Example: "a chimpanzee could make an almost discontinuous jump to human level intelligence because it wasn't developing across the board. It was filling in a missing capability - symbolic intelligence - in an otherwise already very highly developed system. In other words, its starting point was staggeringly lopsided... [But] the lopsidedness is not occurring [in computers]. Obviously computer technology hasn't lagged in symbol processing - quite the contrary." (rwallace, The Curve of Capability)

Example: "Some species, such as humans, have mostly taken over the worlds of other species. The seeming reason for this is that there was virtually no sharing of the relevant information between species. In human society there is a lot of information sharing." (Katja Grace, How Far Can AI Jump?)
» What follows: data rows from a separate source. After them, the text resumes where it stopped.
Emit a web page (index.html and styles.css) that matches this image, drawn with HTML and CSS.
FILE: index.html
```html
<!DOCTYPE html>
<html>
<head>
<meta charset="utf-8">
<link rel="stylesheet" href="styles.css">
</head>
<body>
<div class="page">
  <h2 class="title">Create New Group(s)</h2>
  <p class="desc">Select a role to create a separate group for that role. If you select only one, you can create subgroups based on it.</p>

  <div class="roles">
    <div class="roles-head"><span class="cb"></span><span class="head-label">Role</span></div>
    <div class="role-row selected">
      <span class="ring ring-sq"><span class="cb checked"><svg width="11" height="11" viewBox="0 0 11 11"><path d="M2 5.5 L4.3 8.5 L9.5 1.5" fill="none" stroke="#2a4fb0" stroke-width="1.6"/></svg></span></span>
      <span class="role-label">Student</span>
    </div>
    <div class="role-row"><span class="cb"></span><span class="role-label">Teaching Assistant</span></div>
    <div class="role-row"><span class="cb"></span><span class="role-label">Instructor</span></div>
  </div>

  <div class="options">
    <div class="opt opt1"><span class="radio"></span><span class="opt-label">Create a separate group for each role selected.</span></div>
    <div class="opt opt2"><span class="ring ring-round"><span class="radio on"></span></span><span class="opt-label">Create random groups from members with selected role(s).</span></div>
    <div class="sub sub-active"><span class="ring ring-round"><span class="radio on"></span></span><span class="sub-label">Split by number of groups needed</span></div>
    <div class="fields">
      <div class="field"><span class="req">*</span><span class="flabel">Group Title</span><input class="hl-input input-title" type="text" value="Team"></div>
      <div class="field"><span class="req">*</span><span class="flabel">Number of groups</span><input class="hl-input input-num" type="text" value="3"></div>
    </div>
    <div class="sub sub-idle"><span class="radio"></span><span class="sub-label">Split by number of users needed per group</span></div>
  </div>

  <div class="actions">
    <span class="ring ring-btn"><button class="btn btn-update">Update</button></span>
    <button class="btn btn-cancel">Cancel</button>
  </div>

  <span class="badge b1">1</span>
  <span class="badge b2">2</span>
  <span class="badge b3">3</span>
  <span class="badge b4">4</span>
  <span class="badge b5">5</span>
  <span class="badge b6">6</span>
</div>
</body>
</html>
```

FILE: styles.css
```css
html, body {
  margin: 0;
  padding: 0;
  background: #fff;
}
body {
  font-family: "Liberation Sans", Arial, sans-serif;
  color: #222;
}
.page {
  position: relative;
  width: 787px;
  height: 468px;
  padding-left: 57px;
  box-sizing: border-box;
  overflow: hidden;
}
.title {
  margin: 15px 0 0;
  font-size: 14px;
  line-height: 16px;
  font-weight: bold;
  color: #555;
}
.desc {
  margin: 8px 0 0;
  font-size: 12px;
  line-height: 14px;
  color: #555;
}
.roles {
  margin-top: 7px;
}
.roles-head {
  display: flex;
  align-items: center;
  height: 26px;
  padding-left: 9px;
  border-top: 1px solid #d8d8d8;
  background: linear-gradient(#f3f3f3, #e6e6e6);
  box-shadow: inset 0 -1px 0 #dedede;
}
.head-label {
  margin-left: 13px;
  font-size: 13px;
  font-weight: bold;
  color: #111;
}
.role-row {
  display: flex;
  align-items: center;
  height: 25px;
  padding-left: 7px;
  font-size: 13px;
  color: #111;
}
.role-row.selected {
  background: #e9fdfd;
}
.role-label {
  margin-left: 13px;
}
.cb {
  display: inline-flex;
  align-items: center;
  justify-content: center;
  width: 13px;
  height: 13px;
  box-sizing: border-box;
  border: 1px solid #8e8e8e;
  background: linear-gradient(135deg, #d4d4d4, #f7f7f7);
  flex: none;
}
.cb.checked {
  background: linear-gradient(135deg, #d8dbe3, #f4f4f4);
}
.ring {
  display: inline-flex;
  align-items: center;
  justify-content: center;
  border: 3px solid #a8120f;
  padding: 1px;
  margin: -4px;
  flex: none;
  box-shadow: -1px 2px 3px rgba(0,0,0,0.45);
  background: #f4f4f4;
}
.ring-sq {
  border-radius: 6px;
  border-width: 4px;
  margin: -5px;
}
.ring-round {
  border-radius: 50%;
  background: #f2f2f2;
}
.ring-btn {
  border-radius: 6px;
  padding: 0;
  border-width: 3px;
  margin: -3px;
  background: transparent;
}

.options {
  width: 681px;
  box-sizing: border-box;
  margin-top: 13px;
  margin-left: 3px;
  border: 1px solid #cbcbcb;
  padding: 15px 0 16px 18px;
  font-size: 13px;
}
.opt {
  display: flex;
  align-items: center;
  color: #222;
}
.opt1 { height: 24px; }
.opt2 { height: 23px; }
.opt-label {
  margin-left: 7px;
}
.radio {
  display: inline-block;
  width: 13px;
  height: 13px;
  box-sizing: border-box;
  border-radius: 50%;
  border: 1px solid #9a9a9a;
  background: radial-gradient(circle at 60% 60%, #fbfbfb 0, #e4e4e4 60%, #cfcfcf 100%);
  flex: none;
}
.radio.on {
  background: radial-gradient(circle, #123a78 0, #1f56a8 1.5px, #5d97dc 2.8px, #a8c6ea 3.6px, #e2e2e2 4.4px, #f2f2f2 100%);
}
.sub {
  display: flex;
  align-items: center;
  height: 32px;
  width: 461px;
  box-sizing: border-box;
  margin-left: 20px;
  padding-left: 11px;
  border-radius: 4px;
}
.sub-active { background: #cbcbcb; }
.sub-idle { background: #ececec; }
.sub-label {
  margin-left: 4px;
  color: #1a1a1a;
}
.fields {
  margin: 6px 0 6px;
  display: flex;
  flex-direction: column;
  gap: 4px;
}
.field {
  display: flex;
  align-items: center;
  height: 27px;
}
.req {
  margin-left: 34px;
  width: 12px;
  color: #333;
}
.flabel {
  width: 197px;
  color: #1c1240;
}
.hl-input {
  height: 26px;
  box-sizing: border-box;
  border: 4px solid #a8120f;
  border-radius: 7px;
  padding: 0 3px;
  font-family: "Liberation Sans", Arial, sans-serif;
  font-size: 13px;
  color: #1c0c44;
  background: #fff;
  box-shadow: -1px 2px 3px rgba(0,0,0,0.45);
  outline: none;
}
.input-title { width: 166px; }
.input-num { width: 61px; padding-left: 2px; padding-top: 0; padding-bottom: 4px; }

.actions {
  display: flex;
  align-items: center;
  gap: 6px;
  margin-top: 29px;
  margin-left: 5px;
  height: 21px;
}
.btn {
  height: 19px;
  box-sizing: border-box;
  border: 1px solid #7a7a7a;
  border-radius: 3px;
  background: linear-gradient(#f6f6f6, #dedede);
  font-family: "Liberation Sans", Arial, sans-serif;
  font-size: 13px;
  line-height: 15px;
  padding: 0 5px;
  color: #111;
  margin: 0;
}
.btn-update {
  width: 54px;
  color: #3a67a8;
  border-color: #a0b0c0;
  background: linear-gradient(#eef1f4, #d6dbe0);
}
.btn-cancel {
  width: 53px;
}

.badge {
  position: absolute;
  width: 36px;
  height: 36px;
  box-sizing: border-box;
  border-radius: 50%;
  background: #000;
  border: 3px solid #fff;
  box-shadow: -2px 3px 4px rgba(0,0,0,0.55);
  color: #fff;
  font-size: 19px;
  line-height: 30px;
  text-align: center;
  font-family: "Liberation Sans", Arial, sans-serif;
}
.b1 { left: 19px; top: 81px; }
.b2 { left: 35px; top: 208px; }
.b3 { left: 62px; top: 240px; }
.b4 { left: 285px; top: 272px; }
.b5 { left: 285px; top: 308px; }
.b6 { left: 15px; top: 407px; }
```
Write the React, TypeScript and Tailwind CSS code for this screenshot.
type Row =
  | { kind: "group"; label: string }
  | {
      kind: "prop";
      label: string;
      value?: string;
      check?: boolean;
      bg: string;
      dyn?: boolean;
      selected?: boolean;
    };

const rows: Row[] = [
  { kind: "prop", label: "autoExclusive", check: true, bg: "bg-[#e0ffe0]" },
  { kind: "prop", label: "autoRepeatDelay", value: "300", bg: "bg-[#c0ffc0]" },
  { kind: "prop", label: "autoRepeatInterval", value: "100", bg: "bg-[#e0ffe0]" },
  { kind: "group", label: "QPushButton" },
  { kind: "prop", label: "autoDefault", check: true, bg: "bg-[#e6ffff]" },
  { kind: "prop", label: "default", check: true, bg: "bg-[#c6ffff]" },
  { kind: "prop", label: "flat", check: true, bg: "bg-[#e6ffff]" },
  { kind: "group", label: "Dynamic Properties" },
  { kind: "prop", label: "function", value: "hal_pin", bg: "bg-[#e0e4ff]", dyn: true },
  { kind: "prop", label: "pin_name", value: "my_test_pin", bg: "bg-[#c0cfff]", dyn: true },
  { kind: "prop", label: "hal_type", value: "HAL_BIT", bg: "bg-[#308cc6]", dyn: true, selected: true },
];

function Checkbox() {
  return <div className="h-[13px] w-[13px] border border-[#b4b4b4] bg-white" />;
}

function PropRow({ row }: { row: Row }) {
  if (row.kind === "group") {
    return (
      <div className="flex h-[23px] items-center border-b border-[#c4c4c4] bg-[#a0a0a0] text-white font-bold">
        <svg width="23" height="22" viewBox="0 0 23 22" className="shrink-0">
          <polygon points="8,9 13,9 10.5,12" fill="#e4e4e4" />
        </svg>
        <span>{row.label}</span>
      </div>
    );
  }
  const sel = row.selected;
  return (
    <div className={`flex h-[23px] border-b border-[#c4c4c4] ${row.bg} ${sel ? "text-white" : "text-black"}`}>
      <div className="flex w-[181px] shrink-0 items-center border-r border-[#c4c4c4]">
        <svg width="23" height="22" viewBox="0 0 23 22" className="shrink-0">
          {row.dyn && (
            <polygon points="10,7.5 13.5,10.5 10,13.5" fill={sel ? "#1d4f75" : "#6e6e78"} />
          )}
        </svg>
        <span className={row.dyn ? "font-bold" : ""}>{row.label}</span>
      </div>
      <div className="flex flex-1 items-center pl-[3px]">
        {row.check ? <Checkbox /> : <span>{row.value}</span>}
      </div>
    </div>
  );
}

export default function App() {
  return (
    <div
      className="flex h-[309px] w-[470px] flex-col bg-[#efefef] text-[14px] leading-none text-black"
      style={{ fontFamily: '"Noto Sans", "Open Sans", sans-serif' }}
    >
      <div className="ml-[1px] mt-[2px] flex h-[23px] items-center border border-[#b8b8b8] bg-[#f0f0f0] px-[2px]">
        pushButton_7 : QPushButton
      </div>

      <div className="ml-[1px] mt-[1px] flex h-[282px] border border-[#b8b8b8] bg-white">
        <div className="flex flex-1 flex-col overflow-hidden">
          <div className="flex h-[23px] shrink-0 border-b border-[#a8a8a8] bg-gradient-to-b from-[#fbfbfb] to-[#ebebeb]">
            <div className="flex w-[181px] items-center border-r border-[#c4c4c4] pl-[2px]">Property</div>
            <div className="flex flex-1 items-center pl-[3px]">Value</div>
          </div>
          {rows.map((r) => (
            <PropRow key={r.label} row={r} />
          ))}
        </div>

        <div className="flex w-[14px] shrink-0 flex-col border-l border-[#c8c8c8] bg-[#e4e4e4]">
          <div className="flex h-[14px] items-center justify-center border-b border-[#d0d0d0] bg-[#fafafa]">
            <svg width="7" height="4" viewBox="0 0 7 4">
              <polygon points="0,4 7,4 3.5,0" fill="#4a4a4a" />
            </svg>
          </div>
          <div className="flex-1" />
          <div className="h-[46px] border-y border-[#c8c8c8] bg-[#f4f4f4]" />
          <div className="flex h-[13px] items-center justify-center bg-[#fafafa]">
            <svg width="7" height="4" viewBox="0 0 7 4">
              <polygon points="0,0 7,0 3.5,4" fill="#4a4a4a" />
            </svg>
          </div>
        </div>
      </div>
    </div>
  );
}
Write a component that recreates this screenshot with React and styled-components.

Response: It doesn't seem that symbol processing was the missing capability that made humans so powerful. Calculators have superior symbol processing, but have no power to rule the world. Also: many kinds of lopsidedness are occurring in computing technology that may allow a sudden discontinuous jump in AI abilities. In particular, we are amassing vast computational capacities without yet understanding the algorithmic keys to general intelligence.


"No small set of insights will lead to massive intelligence boost in AI."

Example: "...if there were a super mind theory that allowed vast mental efficiency gains all at once, but there isn’t.  Minds are vast complex structures full of parts that depend intricately on each other, much like the citizens of a city.  Minds, like cities, best improve gradually, because you just never know enough to manage a vast redesign of something with such complex inter-dependent adaptations." (Robin Hanson, Is the City-ularity Near?)

Example: "Now if you artificially hobble something so as to simultaneously reduce many of its capacities, then when you take away that limitation you may simultaneously improve a great many of its capabilities... But beyond removing artificial restrictions, it is very hard to simultaneously improve many diverse capacities. Theories that help you improve capabilities are usually focused on a relatively narrow range of abilities – very general and useful theories are quite rare." (Robin Hanson, The Betterness Explosion)

Response: An intelligence explosion doesn't require a breakthrough that improves all capabilities at once. Rather, it requires an AI capable of improving its intelligence in a variety of ways. Then it can use the advantages of mere digitality (speed, copyability, goal coordination, etc.) to improve its intelligence in dozens or thousands of ways relatively quickly.